_Your goal_
Repeat the listing exactly as given, omitting every image.

_Source data_

↓↓↓

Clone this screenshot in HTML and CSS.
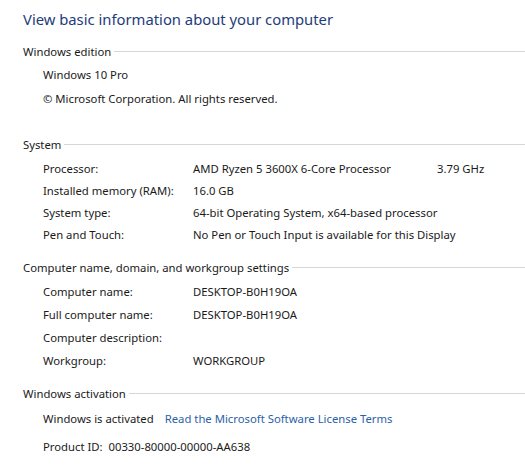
FILE: index.html
```html
<!DOCTYPE html>
<html lang="en">
<head>
  <meta charset="UTF-8">
  <title>System</title>
  <link rel="stylesheet" href="styles.css">
</head>
<body>
  <h1 class="page-title">View basic information about your computer</h1>

  <!-- Windows edition -->
  <section class="group edition">
    <div class="group-header"><span>Windows edition</span></div>
    <div class="line">Windows 10 Pro</div>
    <div class="line">© Microsoft Corporation. All rights reserved.</div>
  </section>

  <!-- System -->
  <section class="group system">
    <div class="group-header"><span>System</span></div>
    <div class="row">
      <div class="label">Processor:</div>
      <div class="value cpu"><span class="cpu-name">AMD Ryzen 5 3600X 6-Core Processor</span><span>3.79 GHz</span></div>
    </div>
    <div class="row">
      <div class="label">Installed memory (RAM):</div>
      <div class="value">16.0 GB</div>
    </div>
    <div class="row">
      <div class="label">System type:</div>
      <div class="value">64-bit Operating System, x64-based processor</div>
    </div>
    <div class="row">
      <div class="label">Pen and Touch:</div>
      <div class="value">No Pen or Touch Input is available for this Display</div>
    </div>
  </section>

  <!-- Computer name -->
  <section class="group computer">
    <div class="group-header"><span>Computer name, domain, and workgroup settings</span></div>
    <div class="row">
      <div class="label">Computer name:</div>
      <div class="value">DESKTOP-B0H19OA</div>
    </div>
    <div class="row">
      <div class="label">Full computer name:</div>
      <div class="value">DESKTOP-B0H19OA</div>
    </div>
    <div class="row">
      <div class="label">Computer description:</div>
      <div class="value"></div>
    </div>
    <div class="row">
      <div class="label">Workgroup:</div>
      <div class="value">WORKGROUP</div>
    </div>
  </section>

  <!-- Activation -->
  <section class="group activation">
    <div class="group-header"><span>Windows activation</span></div>
    <div class="line activated">Windows is activated<a href="#" class="license-link">Read the Microsoft Software License Terms</a></div>
    <div class="line product">Product ID:&nbsp; 00330-80000-00000-AA638</div>
  </section>
</body>
</html>
```

FILE: styles.css
```css
:root {
  --text-color: #1a1a1a;
  --title-color: #1e3c7a;
  --link-color: #2b5fa9;
  --rule-color: #d6d6d6;
}

* {
  margin: 0;
  padding: 0;
  box-sizing: border-box;
}

body {
  font-family: "Noto Sans", "Open Sans", sans-serif;
  font-size: 11.3px;
  color: var(--text-color);
  background-color: #ffffff;
  padding: 8px 0 0 23px;
}

.page-title {
  font-size: 14.8px;
  font-weight: 400;
  color: var(--title-color);
  line-height: 22px;
  height: 22px;
}

/* Groups */
.group-header {
  display: flex;
  align-items: center;
  height: 22px;
}

.group-header::after {
  content: '';
  flex: 1;
  height: 1px;
  background-color: var(--rule-color);
  margin-left: 3px;
  margin-top: 1px;
}

.line,
.row {
  padding-left: 20px;
  line-height: 23px;
  height: 23px;
}

.row {
  display: grid;
  grid-template-columns: 150px 1fr;
}

.cpu {
  display: flex;
}

.cpu-name {
  width: 244px;
}

/* Windows edition */
.edition {
  margin-top: 10px;
}

.edition .group-header {
  margin-bottom: 1px;
}

.edition .line {
  height: 24px;
  line-height: 24px;
}

/* System */
.system {
  margin-top: 22px;
}

.system .group-header {
  margin-bottom: 3px;
}

.system .row {
  height: 22px;
  line-height: 22px;
}

/* Computer name */
.computer {
  margin-top: 10px;
}

.computer .group-header {
  margin-bottom: 1.5px;
}

/* Activation */
.activation {
  margin-top: 10.5px;
}

.activation .line {
  height: 22px;
  line-height: 22px;
}

.activated {
  margin-top: 4px;
}

.product {
  margin-top: 6px;
}

.license-link {
  color: var(--link-color);
  text-decoration: none;
  margin-left: 11px;
}
```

↑↑↑

_Result for this task_
Clone this screenshot in HTML and CSS.
FILE: index.html
```html
<!DOCTYPE html>
<html lang="en">
<head>
  <meta charset="UTF-8">
  <title>System</title>
  <link rel="stylesheet" href="styles.css">
</head>
<body>
  <h1 class="page-title">View basic information about your computer</h1>

  <!-- Windows edition -->
  <section class="group edition">
    <div class="group-header"><span>Windows edition</span></div>
    <div class="line">Windows 10 Pro</div>
    <div class="line">© Microsoft Corporation. All rights reserved.</div>
  </section>

  <!-- System -->
  <section class="group system">
    <div class="group-header"><span>System</span></div>
    <div class="row">
      <div class="label">Processor:</div>
      <div class="value cpu"><span class="cpu-name">AMD Ryzen 5 3600X 6-Core Processor</span><span>3.79 GHz</span></div>
    </div>
    <div class="row">
      <div class="label">Installed memory (RAM):</div>
      <div class="value">16.0 GB</div>
    </div>
    <div class="row">
      <div class="label">System type:</div>
      <div class="value">64-bit Operating System, x64-based processor</div>
    </div>
    <div class="row">
      <div class="label">Pen and Touch:</div>
      <div class="value">No Pen or Touch Input is available for this Display</div>
    </div>
  </section>

  <!-- Computer name -->
  <section class="group computer">
    <div class="group-header"><span>Computer name, domain, and workgroup settings</span></div>
    <div class="row">
      <div class="label">Computer name:</div>
      <div class="value">DESKTOP-B0H19OA</div>
    </div>
    <div class="row">
      <div class="label">Full computer name:</div>
      <div class="value">DESKTOP-B0H19OA</div>
    </div>
    <div class="row">
      <div class="label">Computer description:</div>
      <div class="value"></div>
    </div>
    <div class="row">
      <div class="label">Workgroup:</div>
      <div class="value">WORKGROUP</div>
    </div>
  </section>

  <!-- Activation -->
  <section class="group activation">
    <div class="group-header"><span>Windows activation</span></div>
    <div class="line activated">Windows is activated<a href="#" class="license-link">Read the Microsoft Software License Terms</a></div>
    <div class="line product">Product ID:&nbsp; 00330-80000-00000-AA638</div>
  </section>
</body>
</html>
```

FILE: styles.css
```css
:root {
  --text-color: #1a1a1a;
  --title-color: #1e3c7a;
  --link-color: #2b5fa9;
  --rule-color: #d6d6d6;
}

* {
  margin: 0;
  padding: 0;
  box-sizing: border-box;
}

body {
  font-family: "Noto Sans", "Open Sans", sans-serif;
  font-size: 11.3px;
  color: var(--text-color);
  background-color: #ffffff;
  padding: 8px 0 0 23px;
}

.page-title {
  font-size: 14.8px;
  font-weight: 400;
  color: var(--title-color);
  line-height: 22px;
  height: 22px;
}

/* Groups */
.group-header {
  display: flex;
  align-items: center;
  height: 22px;
}

.group-header::after {
  content: '';
  flex: 1;
  height: 1px;
  background-color: var(--rule-color);
  margin-left: 3px;
  margin-top: 1px;
}

.line,
.row {
  padding-left: 20px;
  line-height: 23px;
  height: 23px;
}

.row {
  display: grid;
  grid-template-columns: 150px 1fr;
}

.cpu {
  display: flex;
}

.cpu-name {
  width: 244px;
}

/* Windows edition */
.edition {
  margin-top: 10px;
}

.edition .group-header {
  margin-bottom: 1px;
}

.edition .line {
  height: 24px;
  line-height: 24px;
}

/* System */
.system {
  margin-top: 22px;
}

.system .group-header {
  margin-bottom: 3px;
}

.system .row {
  height: 22px;
  line-height: 22px;
}

/* Computer name */
.computer {
  margin-top: 10px;
}

.computer .group-header {
  margin-bottom: 1.5px;
}

/* Activation */
.activation {
  margin-top: 10.5px;
}

.activation .line {
  height: 22px;
  line-height: 22px;
}

.activated {
  margin-top: 4px;
}

.product {
  margin-top: 6px;
}

.license-link {
  color: var(--link-color);
  text-decoration: none;
  margin-left: 11px;
}
```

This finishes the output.